Transcribe all of the material exactly. Any picture in it should be left out.

▸ **SOURCE DATA**:
↓
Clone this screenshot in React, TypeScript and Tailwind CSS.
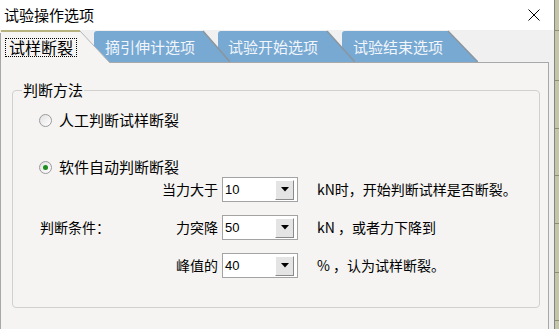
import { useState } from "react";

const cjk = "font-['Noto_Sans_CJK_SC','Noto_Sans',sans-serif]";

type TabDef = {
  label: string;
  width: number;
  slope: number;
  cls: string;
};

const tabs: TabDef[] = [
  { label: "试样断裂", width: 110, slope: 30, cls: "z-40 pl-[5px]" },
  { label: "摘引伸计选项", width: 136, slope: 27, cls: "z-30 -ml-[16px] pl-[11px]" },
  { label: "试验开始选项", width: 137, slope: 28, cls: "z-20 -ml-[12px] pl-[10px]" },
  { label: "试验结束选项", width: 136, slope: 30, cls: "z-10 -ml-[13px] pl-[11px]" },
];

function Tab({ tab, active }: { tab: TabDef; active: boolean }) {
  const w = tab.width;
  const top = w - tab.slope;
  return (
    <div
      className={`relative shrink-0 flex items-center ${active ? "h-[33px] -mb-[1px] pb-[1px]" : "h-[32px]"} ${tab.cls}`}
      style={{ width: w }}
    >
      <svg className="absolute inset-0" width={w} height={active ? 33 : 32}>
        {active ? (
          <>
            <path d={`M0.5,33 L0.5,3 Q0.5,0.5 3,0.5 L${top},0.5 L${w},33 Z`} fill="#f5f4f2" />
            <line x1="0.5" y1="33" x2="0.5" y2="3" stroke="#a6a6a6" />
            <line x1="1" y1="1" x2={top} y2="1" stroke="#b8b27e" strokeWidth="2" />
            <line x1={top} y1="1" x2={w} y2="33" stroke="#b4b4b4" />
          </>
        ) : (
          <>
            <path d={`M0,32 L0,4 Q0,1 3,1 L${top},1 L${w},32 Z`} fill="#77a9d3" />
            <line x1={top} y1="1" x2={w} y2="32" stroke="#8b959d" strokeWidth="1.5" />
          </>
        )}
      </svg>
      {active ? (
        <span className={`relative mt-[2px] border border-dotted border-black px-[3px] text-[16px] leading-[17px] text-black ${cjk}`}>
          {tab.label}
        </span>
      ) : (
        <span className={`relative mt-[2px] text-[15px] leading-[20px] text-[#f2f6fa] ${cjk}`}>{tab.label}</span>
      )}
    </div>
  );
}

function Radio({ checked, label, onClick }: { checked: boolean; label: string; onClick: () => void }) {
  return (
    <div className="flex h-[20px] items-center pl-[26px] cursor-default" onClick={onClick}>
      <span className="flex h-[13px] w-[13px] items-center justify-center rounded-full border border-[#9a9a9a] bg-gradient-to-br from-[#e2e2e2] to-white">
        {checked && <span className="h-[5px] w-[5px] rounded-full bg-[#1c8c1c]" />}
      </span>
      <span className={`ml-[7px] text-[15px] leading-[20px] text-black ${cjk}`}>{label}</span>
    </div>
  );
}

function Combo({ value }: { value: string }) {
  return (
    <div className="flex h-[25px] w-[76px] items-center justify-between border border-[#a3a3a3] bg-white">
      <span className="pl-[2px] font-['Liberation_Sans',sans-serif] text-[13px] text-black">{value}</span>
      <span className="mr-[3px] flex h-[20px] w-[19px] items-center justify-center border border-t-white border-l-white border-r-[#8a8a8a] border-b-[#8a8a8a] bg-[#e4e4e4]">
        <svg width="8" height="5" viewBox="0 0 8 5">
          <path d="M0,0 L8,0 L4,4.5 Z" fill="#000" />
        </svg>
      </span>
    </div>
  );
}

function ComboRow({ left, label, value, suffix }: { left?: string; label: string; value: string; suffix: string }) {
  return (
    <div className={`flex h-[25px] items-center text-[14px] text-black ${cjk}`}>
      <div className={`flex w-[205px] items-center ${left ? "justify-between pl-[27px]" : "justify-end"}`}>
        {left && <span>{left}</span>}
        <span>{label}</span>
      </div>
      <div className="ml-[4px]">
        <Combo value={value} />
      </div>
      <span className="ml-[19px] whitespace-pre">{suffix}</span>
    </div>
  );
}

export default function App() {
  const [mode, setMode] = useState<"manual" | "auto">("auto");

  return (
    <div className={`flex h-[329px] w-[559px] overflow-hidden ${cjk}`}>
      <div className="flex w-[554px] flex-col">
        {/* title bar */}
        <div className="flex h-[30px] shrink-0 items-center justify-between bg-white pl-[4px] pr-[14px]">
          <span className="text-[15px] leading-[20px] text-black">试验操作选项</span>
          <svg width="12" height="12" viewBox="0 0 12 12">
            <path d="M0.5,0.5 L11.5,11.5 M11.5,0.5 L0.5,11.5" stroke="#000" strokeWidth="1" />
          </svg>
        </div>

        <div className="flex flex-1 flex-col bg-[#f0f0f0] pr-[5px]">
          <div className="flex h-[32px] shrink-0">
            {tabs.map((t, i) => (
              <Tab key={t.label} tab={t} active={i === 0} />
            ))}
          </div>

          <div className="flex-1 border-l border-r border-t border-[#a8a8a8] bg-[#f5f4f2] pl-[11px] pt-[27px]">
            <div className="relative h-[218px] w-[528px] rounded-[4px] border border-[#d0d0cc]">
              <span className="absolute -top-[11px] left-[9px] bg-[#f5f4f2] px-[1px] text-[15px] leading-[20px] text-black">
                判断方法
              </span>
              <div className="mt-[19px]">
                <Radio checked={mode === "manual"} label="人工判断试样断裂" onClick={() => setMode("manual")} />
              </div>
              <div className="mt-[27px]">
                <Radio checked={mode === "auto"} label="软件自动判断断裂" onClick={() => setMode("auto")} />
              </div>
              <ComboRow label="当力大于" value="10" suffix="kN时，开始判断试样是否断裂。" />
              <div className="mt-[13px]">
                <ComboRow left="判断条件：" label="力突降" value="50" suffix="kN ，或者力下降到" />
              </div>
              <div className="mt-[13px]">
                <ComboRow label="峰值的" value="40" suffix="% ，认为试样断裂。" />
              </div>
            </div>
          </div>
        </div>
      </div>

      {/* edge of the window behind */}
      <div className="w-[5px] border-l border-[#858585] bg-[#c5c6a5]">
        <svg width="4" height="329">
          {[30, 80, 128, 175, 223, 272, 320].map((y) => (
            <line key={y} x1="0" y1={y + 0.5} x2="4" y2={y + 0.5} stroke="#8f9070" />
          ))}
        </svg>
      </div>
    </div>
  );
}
↑
▸ **FULL RESPONSE**:
Clone this screenshot in React, TypeScript and Tailwind CSS.
import { useState } from "react";

const cjk = "font-['Noto_Sans_CJK_SC','Noto_Sans',sans-serif]";

type TabDef = {
  label: string;
  width: number;
  slope: number;
  cls: string;
};

const tabs: TabDef[] = [
  { label: "试样断裂", width: 110, slope: 30, cls: "z-40 pl-[5px]" },
  { label: "摘引伸计选项", width: 136, slope: 27, cls: "z-30 -ml-[16px] pl-[11px]" },
  { label: "试验开始选项", width: 137, slope: 28, cls: "z-20 -ml-[12px] pl-[10px]" },
  { label: "试验结束选项", width: 136, slope: 30, cls: "z-10 -ml-[13px] pl-[11px]" },
];

function Tab({ tab, active }: { tab: TabDef; active: boolean }) {
  const w = tab.width;
  const top = w - tab.slope;
  return (
    <div
      className={`relative shrink-0 flex items-center ${active ? "h-[33px] -mb-[1px] pb-[1px]" : "h-[32px]"} ${tab.cls}`}
      style={{ width: w }}
    >
      <svg className="absolute inset-0" width={w} height={active ? 33 : 32}>
        {active ? (
          <>
            <path d={`M0.5,33 L0.5,3 Q0.5,0.5 3,0.5 L${top},0.5 L${w},33 Z`} fill="#f5f4f2" />
            <line x1="0.5" y1="33" x2="0.5" y2="3" stroke="#a6a6a6" />
            <line x1="1" y1="1" x2={top} y2="1" stroke="#b8b27e" strokeWidth="2" />
            <line x1={top} y1="1" x2={w} y2="33" stroke="#b4b4b4" />
          </>
        ) : (
          <>
            <path d={`M0,32 L0,4 Q0,1 3,1 L${top},1 L${w},32 Z`} fill="#77a9d3" />
            <line x1={top} y1="1" x2={w} y2="32" stroke="#8b959d" strokeWidth="1.5" />
          </>
        )}
      </svg>
      {active ? (
        <span className={`relative mt-[2px] border border-dotted border-black px-[3px] text-[16px] leading-[17px] text-black ${cjk}`}>
          {tab.label}
        </span>
      ) : (
        <span className={`relative mt-[2px] text-[15px] leading-[20px] text-[#f2f6fa] ${cjk}`}>{tab.label}</span>
      )}
    </div>
  );
}

function Radio({ checked, label, onClick }: { checked: boolean; label: string; onClick: () => void }) {
  return (
    <div className="flex h-[20px] items-center pl-[26px] cursor-default" onClick={onClick}>
      <span className="flex h-[13px] w-[13px] items-center justify-center rounded-full border border-[#9a9a9a] bg-gradient-to-br from-[#e2e2e2] to-white">
        {checked && <span className="h-[5px] w-[5px] rounded-full bg-[#1c8c1c]" />}
      </span>
      <span className={`ml-[7px] text-[15px] leading-[20px] text-black ${cjk}`}>{label}</span>
    </div>
  );
}

function Combo({ value }: { value: string }) {
  return (
    <div className="flex h-[25px] w-[76px] items-center justify-between border border-[#a3a3a3] bg-white">
      <span className="pl-[2px] font-['Liberation_Sans',sans-serif] text-[13px] text-black">{value}</span>
      <span className="mr-[3px] flex h-[20px] w-[19px] items-center justify-center border border-t-white border-l-white border-r-[#8a8a8a] border-b-[#8a8a8a] bg-[#e4e4e4]">
        <svg width="8" height="5" viewBox="0 0 8 5">
          <path d="M0,0 L8,0 L4,4.5 Z" fill="#000" />
        </svg>
      </span>
    </div>
  );
}

function ComboRow({ left, label, value, suffix }: { left?: string; label: string; value: string; suffix: string }) {
  return (
    <div className={`flex h-[25px] items-center text-[14px] text-black ${cjk}`}>
      <div className={`flex w-[205px] items-center ${left ? "justify-between pl-[27px]" : "justify-end"}`}>
        {left && <span>{left}</span>}
        <span>{label}</span>
      </div>
      <div className="ml-[4px]">
        <Combo value={value} />
      </div>
      <span className="ml-[19px] whitespace-pre">{suffix}</span>
    </div>
  );
}

export default function App() {
  const [mode, setMode] = useState<"manual" | "auto">("auto");

  return (
    <div className={`flex h-[329px] w-[559px] overflow-hidden ${cjk}`}>
      <div className="flex w-[554px] flex-col">
        {/* title bar */}
        <div className="flex h-[30px] shrink-0 items-center justify-between bg-white pl-[4px] pr-[14px]">
          <span className="text-[15px] leading-[20px] text-black">试验操作选项</span>
          <svg width="12" height="12" viewBox="0 0 12 12">
            <path d="M0.5,0.5 L11.5,11.5 M11.5,0.5 L0.5,11.5" stroke="#000" strokeWidth="1" />
          </svg>
        </div>

        <div className="flex flex-1 flex-col bg-[#f0f0f0] pr-[5px]">
          <div className="flex h-[32px] shrink-0">
            {tabs.map((t, i) => (
              <Tab key={t.label} tab={t} active={i === 0} />
            ))}
          </div>

          <div className="flex-1 border-l border-r border-t border-[#a8a8a8] bg-[#f5f4f2] pl-[11px] pt-[27px]">
            <div className="relative h-[218px] w-[528px] rounded-[4px] border border-[#d0d0cc]">
              <span className="absolute -top-[11px] left-[9px] bg-[#f5f4f2] px-[1px] text-[15px] leading-[20px] text-black">
                判断方法
              </span>
              <div className="mt-[19px]">
                <Radio checked={mode === "manual"} label="人工判断试样断裂" onClick={() => setMode("manual")} />
              </div>
              <div className="mt-[27px]">
                <Radio checked={mode === "auto"} label="软件自动判断断裂" onClick={() => setMode("auto")} />
              </div>
              <ComboRow label="当力大于" value="10" suffix="kN时，开始判断试样是否断裂。" />
              <div className="mt-[13px]">
                <ComboRow left="判断条件：" label="力突降" value="50" suffix="kN ，或者力下降到" />
              </div>
              <div className="mt-[13px]">
                <ComboRow label="峰值的" value="40" suffix="% ，认为试样断裂。" />
              </div>
            </div>
          </div>
        </div>
      </div>

      {/* edge of the window behind */}
      <div className="w-[5px] border-l border-[#858585] bg-[#c5c6a5]">
        <svg width="4" height="329">
          {[30, 80, 128, 175, 223, 272, 320].map((y) => (
            <line key={y} x1="0" y1={y + 0.5} x2="4" y2={y + 0.5} stroke="#8f9070" />
          ))}
        </svg>
      </div>
    </div>
  );
}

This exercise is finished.